Businesses and others respond in unique ways.
Delta Airlines now uses foggers to spray a mist of disinfectant on surfaces throughout the cabin on all trans-Pacific flights arriving in the U.S. and flights from Italy landing in certain American airports, its website says. It plans to extend the procedure to trans-Atlantic flights coming from areas with reported cases of COVID-19.
American Airlines stated that on international flights it is disinfecting items like glasses and cutlery before regular washing. And Southwest Airlines said it now uses a hospital-grade disinfectant throughout the plane during overnight cleaning instead of its former practice of using that only in select areas like the restroom.
The Carnival Corp., which runs Carnival Cruise Lines, Holland America Line, Princess Cruises and others, said it is suspending cruises through April 9. The company said it has amped up efforts to clean ships, including increasing the temperature at which bedding, napkins, towels and tablecloths are washed and using “electro-static applications through specialized machines” for deep cleanings to be conducted at night.
Schools are shutting their doors to students and also promising to clean their facilities to prevent the spread of COVID-19.
A spokesperson for the American Hospital Association said that while frequent cleaning is standard, hospitals are giving special attention to “high-touch surfaces such as in-room phones, TV/nurse calls, light switches and cords, handles, drawer pulls, bed rails, tray tables and bathroom fixtures.”
Sound Transit, which runs a regional public transportation service in the Seattle-Tacoma, Washington, metropolitan area, has increased the number of times it cleans its vehicles, a spokesperson said.

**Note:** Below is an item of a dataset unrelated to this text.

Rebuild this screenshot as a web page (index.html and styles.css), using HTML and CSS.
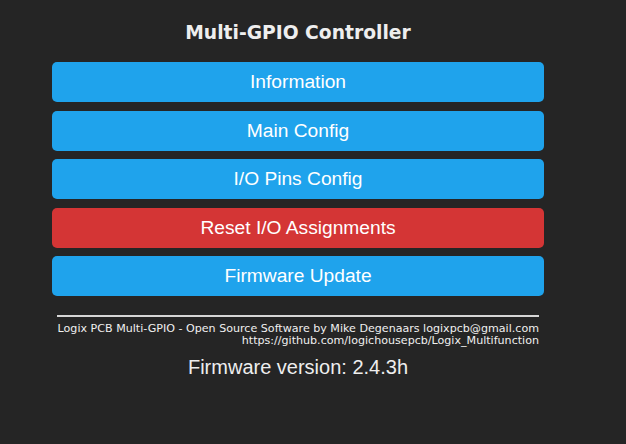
FILE: index.html
```html
<!DOCTYPE html>
<html>
<head>
<meta charset="utf-8">
<title>Multi-GPIO Controller</title>
<link rel="stylesheet" href="styles.css">
</head>
<body>
<div class="wrap">
  <h3 class="title">Multi-GPIO Controller</h3>
  <nav class="menu">
    <button class="btn">Information</button>
    <button class="btn">Main Config</button>
    <button class="btn">I/O Pins Config</button>
    <button class="btn btn-danger">Reset I/O Assignments</button>
    <button class="btn">Firmware Update</button>
  </nav>
  <hr class="rule">
  <div class="credits">
    <div>Logix PCB Multi-GPIO - Open Source Software by Mike Degenaars logixpcb@gmail.com</div>
    <div>https://github.com/logichousepcb/Logix_Multifunction</div>
  </div>
  <div class="version">Firmware version: 2.4.3h</div>
</div>
</body>
</html>
```
FILE: styles.css
```css
html, body {
  margin: 0;
  padding: 0;
  background: #252525;
  color: #eeeeee;
  font-family: "DejaVu Sans", Verdana, sans-serif;
}
body {
  height: 444px;
  overflow: hidden;
}
.wrap {
  width: 492px;
  margin-left: 52px;
  display: flex;
  flex-direction: column;
}
.title {
  margin: 21.5px 0 0;
  font-size: 18.72px;
  line-height: 22px;
  font-weight: bold;
  text-align: center;
  color: #eeeeee;
}
.menu {
  margin-top: 18.5px;
  display: flex;
  flex-direction: column;
  gap: 8.1px;
}
.btn {
  display: block;
  width: 100%;
  border: 0;
  border-radius: 5px;
  background: #1fa3ec;
  color: #ffffff;
  font-family: "Liberation Sans", Arial, sans-serif;
  font-size: 19.2px;
  line-height: 38.4px;
  padding: 1px 6px;
  text-align: center;
}
.btn-danger {
  background: #d43535;
}
.rule {
  margin: 18.6px 5px 0;
  border: 0;
  height: 2px;
  background: #d6d6d6;
}
.credits {
  margin: 5.8px 5px 0;
  font-size: 11.1px;
  line-height: 12.5px;
  text-align: right;
  white-space: nowrap;
  color: #f0f0f0;
}
.version {
  margin-top: 8.4px;
  font-family: "Liberation Sans", Arial, sans-serif;
  font-size: 20px;
  line-height: 23px;
  text-align: center;
  color: #eeeeee;
}
```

Bay Area Rapid Transit (BART), the train and bus authority in the San Francisco Bay Area, is installing hand sanitizer dispensers at each of its 48 stations, the general manager said in a recent board meeting. While six Bay Area counties implement a “shelter in place” order for the next three weeks, BART says it plans to continue regular service while increasing disinfection of the trains and allowing for riders to maintain social distancing on platforms and in train cars.

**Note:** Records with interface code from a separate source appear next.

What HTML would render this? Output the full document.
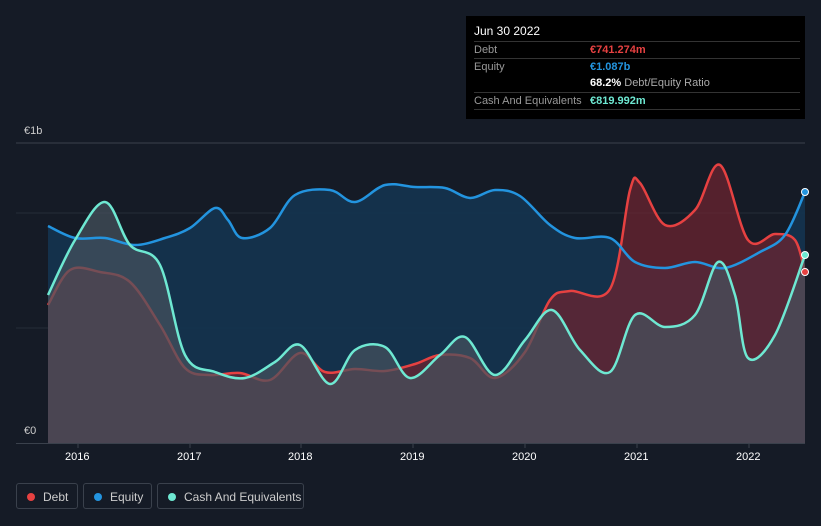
<!DOCTYPE html>
<html><head><meta charset="utf-8"><style>
body{margin:0;background:#151b26;width:821px;height:526px;overflow:hidden;font-family:"Liberation Sans",sans-serif;position:relative}
.tt{position:absolute;left:466px;top:16px;width:339px;height:103px;background:#000}
.tt .h{position:absolute;left:8px;top:8px;color:#fff;font-size:12px}
.row{position:absolute;left:8px;width:326px;border-top:1px solid #333;font-size:11px;color:#999;height:16px;line-height:17px}
.row span{position:absolute;left:116px;font-weight:bold}
.ax{position:absolute;color:#fff;font-size:11px}
.leg{position:absolute;top:483px;height:26px;border:1px solid #3a414c;border-radius:3px;color:#ccc;font-size:12px;line-height:26px;box-sizing:border-box}
.leg i{display:inline-block;width:8px;height:8px;border-radius:50%;margin:0 8px 0 10px;vertical-align:-0px}
</style></head><body>
<svg id="s" width="821" height="526" style="position:absolute;left:0;top:0">
<line x1="16" y1="143" x2="805" y2="143" stroke="#3a414c"/>
<line x1="16" y1="213" x2="805" y2="213" stroke="#252c38"/>
<line x1="16" y1="328" x2="805" y2="328" stroke="#252c38"/>
<path id="ef" fill="#143450" opacity="0.9"/>
<path id="df" fill="#6b2430" opacity="0.75"/>
<path id="dl" stroke="#e64141" fill="none" stroke-width="2.5"/>
<path id="cf" fill="#46535e" opacity="0.7"/>
<g fill="none" stroke-width="2.5" stroke-linejoin="round">
<path id="el" stroke="#2394df"/>
<path id="cl" stroke="#6ee8d2"/>
</g>
<circle cx="805" cy="192" r="3.5" fill="#2394df" stroke="#fff"/>
<circle cx="805" cy="272" r="3.5" fill="#e64141" stroke="#fff"/>
<circle cx="805" cy="255" r="3.5" fill="#6ee8d2" stroke="#fff"/>
<line x1="16" y1="443.5" x2="805" y2="443.5" stroke="#3a414c"/>
<g stroke="#3a414c"><line x1="78" y1="444" x2="78" y2="448"/><line x1="190" y1="444" x2="190" y2="448"/><line x1="301" y1="444" x2="301" y2="448"/><line x1="413" y1="444" x2="413" y2="448"/><line x1="525" y1="444" x2="525" y2="448"/><line x1="637" y1="444" x2="637" y2="448"/><line x1="749" y1="444" x2="749" y2="448"/></g>
</svg>
<script>
function sm(s){var p=s.trim().split(/\s+/).map(function(q){return q.split(',').map(Number)});var d='M'+p[0][0]+','+p[0][1];
for(var i=0;i<p.length-1;i++){var a=p[i-1]||p[i],b=p[i],c=p[i+1],e=p[i+2]||c;
var c1x=b[0]+(c[0]-a[0])/6,c1y=b[1]+(c[1]-a[1])/6,c2x=c[0]-(e[0]-b[0])/6,c2y=c[1]-(e[1]-b[1])/6;
d+=' C'+c1x.toFixed(1)+','+c1y.toFixed(1)+' '+c2x.toFixed(1)+','+c2y.toFixed(1)+' '+c[0]+','+c[1];}return d;}
var E="48,226 75,238 105,238 135,245 165,238 190,228 215,208 228,220 242,238 270,228 295,195 330,190 355,202 385,185 415,187 445,188 470,198 495,190 520,196 550,225 575,238 610,238 635,262 665,268 695,262 725,268 760,252 785,235 805,192";
var D="48,305 70,270 100,272 130,282 160,325 185,368 210,375 240,373 270,380 300,353 325,372 355,369 385,371 415,364 440,355 470,358 495,378 525,352 550,300 570,291 610,289 630,190 640,183 665,225 695,210 720,165 748,240 775,234 795,240 805,272";
var C="48,295 75,240 105,202 130,245 160,265 185,355 215,372 245,378 275,362 300,345 330,384 355,350 385,347 410,378 440,355 465,337 495,375 525,340 552,310 580,350 610,372 635,315 665,327 695,315 718,262 735,295 748,358 775,335 805,255";
[['e',E],['d',D],['c',C]].forEach(function(k){var d=sm(k[1]);document.getElementById(k[0]+'l').setAttribute('d',d);document.getElementById(k[0]+'f').setAttribute('d',d+' L805,443 L48,443 Z');});
</script>
<div class="ax" style="left:24px;top:125px;color:#ccc">€1b</div>
<div class="ax" style="left:24px;top:425px;color:#ccc">€0</div>
<div class="ax" style="left:65px;top:451px">2016</div>
<div class="ax" style="left:177px;top:451px">2017</div>
<div class="ax" style="left:288px;top:451px">2018</div>
<div class="ax" style="left:400px;top:451px">2019</div>
<div class="ax" style="left:512px;top:451px">2020</div>
<div class="ax" style="left:624px;top:451px">2021</div>
<div class="ax" style="left:736px;top:451px">2022</div>
<div class="tt">
<div class="h">Jun 30 2022</div>
<div class="row" style="top:25px">Debt<span style="color:#e64141">€741.274m</span></div>
<div class="row" style="top:42px">Equity<span style="color:#2394df">€1.087b</span></div>
<div class="row" style="top:59px;border-top:none"><span style="color:#fff">68.2% <b style="color:#aaa;font-weight:normal">Debt/Equity Ratio</b></span></div>
<div class="row" style="top:76px">Cash And Equivalents<span style="color:#6ee8d2">€819.992m</span></div>
<div class="row" style="top:93px;height:0"></div>
</div>
<div class="leg" style="left:16px;width:62px"><i style="background:#e64141"></i>Debt</div>
<div class="leg" style="left:83px;width:69px"><i style="background:#2394df"></i>Equity</div>
<div class="leg" style="left:157px;width:147px"><i style="background:#6ee8d2"></i>Cash And Equivalents</div>
</body></html>
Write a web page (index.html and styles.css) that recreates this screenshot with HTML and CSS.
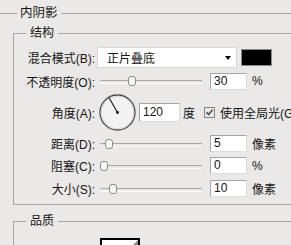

WMATA, the public transit authority servicing the Washington, D.C., area, has stepped up cleaning and cut back train service as part of its pandemic response.

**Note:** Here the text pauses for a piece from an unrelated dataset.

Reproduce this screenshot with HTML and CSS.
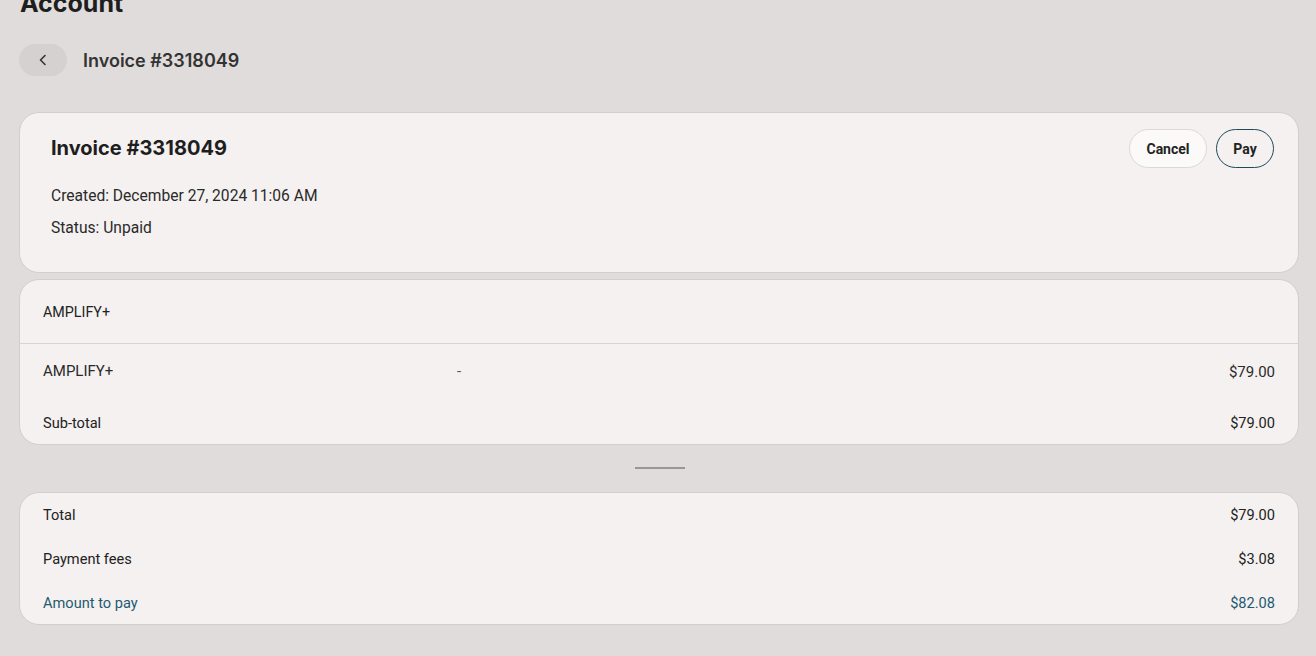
FILE: index.html
```html
<!DOCTYPE html>
<html lang="en">
<head>
    <meta charset="UTF-8">
    <meta name="viewport" content="width=device-width, initial-scale=1.0">
    <title>Account - Invoice #3318049</title>
    <link rel="stylesheet" href="styles.css">
</head>
<body>
    <div class="page">
        <h1 class="page-title">Account</h1>

        <div class="crumb">
            <button class="back-btn" aria-label="Back">
                <svg width="14" height="14" viewBox="0 0 14 14" fill="none">
                    <path d="M9 2.5L4.5 7L9 11.5" stroke="#333" stroke-width="1.6" stroke-linecap="round" stroke-linejoin="round"/>
                </svg>
            </button>
            <span class="crumb-title">Invoice #3318049</span>
        </div>

        <div class="card invoice-card">
            <div class="invoice-info">
                <h2>Invoice #3318049</h2>
                <p>Created: December 27, 2024 11:06 AM</p>
                <p>Status: Unpaid</p>
            </div>
            <div class="actions">
                <button class="btn btn-cancel">Cancel</button>
                <button class="btn btn-pay">Pay</button>
            </div>
        </div>

        <div class="card items-card">
            <div class="items-head">AMPLIFY+</div>
            <div class="item-row">
                <span class="item-name">AMPLIFY+</span>
                <span class="item-desc">-</span>
                <span class="item-price">$79.00</span>
            </div>
            <div class="sum-row">
                <span>Sub-total</span>
                <span>$79.00</span>
            </div>
        </div>

        <div class="handle"></div>

        <div class="card totals-card">
            <div class="sum-row">
                <span>Total</span>
                <span>$79.00</span>
            </div>
            <div class="sum-row">
                <span>Payment fees</span>
                <span>$3.08</span>
            </div>
            <div class="sum-row accent">
                <span>Amount to pay</span>
                <span>$82.08</span>
            </div>
        </div>
    </div>
</body>
</html>
```

FILE: styles.css
```css
body {
    margin: 0;
    background-color: #e0dcdb;
    color: #222;
    font-family: Roboto, "Liberation Sans", Arial, sans-serif;
    overflow: hidden;
}
.page {
    padding: 0 17px 0 19px;
}
.page-title {
    font-family: Inter, Roboto, sans-serif;
    font-size: 25px;
    font-weight: 700;
    color: #1e1e1e;
    margin: -13px 0 0 1px;
    line-height: 32px;
}
.crumb {
    display: flex;
    align-items: center;
    margin-top: 25px;
    height: 32px;
}
.back-btn {
    width: 48px;
    height: 32px;
    border: none;
    border-radius: 16px;
    background-color: #d5d1d0;
    display: flex;
    align-items: center;
    justify-content: center;
    padding: 0;
    cursor: pointer;
}
.crumb-title {
    margin-left: 16px;
    font-family: Inter, Roboto, sans-serif;
    font-size: 18px;
    font-weight: 600;
    color: #333;
}
.card {
    background-color: #f4f1f0;
    border: 1px solid #d2cecd;
    border-radius: 20px;
}
.invoice-card {
    margin-top: 36px;
    height: 159px;
    display: flex;
    justify-content: space-between;
    padding: 0 24px 0 31px;
}
.invoice-info h2 {
    font-family: Inter, Roboto, sans-serif;
    font-size: 20px;
    font-weight: 700;
    color: #1e1e1e;
    margin: 22px 0 25px;
    line-height: 26px;
}
.invoice-info p {
    margin: 0 0 12px;
    font-size: 15.6px;
    line-height: 20px;
    color: #2a2a2a;
}
.actions {
    display: flex;
    gap: 9px;
    margin-top: 16px;
}
.btn {
    height: 39px;
    border-radius: 20px;
    font-family: Roboto, sans-serif;
    font-size: 14px;
    font-weight: 700;
    color: #222;
    cursor: pointer;
    padding: 0;
}
.btn-cancel {
    width: 78px;
    background-color: #fcfaf8;
    border: 1px solid #dcd8d6;
}
.btn-pay {
    width: 58px;
    background-color: #f4f1f0;
    border: 1px solid #1f4a5b;
}
.items-card {
    margin-top: 6px;
}
.items-head {
    height: 63px;
    padding: 0 23px;
    display: flex;
    align-items: center;
    font-size: 14.3px;
    border-bottom: 1px solid #d8d4d3;
}
.item-row {
    display: flex;
    align-items: center;
    height: 53px;
    padding: 0 23px;
    font-size: 15px;
    color: #2a2a2a;
}
.item-name {
    width: 414px;
}
.item-desc {
    flex: 1;
    color: #555;
}
.item-price {
    margin-top: 2px;
}
.sum-row {
    display: flex;
    justify-content: space-between;
    align-items: center;
    height: 44px;
    padding: 0 23px;
    font-size: 14.6px;
    color: #222;
}
.items-card .sum-row {
    height: 42px;
    margin-top: 5px;
}
.handle {
    width: 50px;
    height: 2px;
    background-color: #9b9696;
    margin: 22px auto 0;
    position: relative;
    left: 1px;
}
.totals-card {
    margin-top: 23px;
    height: 131px;
}
.totals-card .sum-row:first-child {
    height: 44px;
}
.sum-row.accent {
    color: #1f5a70;
}
```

Gyms and workout classes — if they haven’t closed — are notifying members that they are cleaning handles and flat surfaces in common areas, moving equipment and workstations to create more space among clients and adding time to workout classes to ensure that every piece of equipment that is touched is wiped down after use.
Even Lime, an electric scooter rental company, sent an email to customers suggesting they consider disinfecting scooter handles before riding. The company also said on their website that it increased the number of times they clean and disinfect their scooters.
Cleaning may need to be geared to specific surfaces, Lopman said.
The coronavirus appears to live on surfaces for hours and perhaps up to days, CDC stated on its website. Still, the agency said it has not documented any cases of COVID-19 from a person touching a contaminated area. The virus appears to be spreading more often from person to person through droplets produced when someone coughs or sneezes.
Consumers should read the directions on cleaning products for information about how long it needs to be in contact with germs in order to work effectively. If those instructions list a time range, “you should use the longest contact time specified on the product label,” said Komal Jain, executive director of the Center for Biocide Chemistries at the American Chemistry Council.
If traditional cleaning products are in short supply in your area, there are other ways to prevent the spread of germs, said Hoffmann. Hydrogen peroxide can be used to clean surfaces. Soap and water, using some “elbow grease,” or a washing machine can remove germs as well, she said.
Items can also be taken outside and placed in the sun.
“Viruses don’t like UV light,” she said. “They don’t like sunshine.”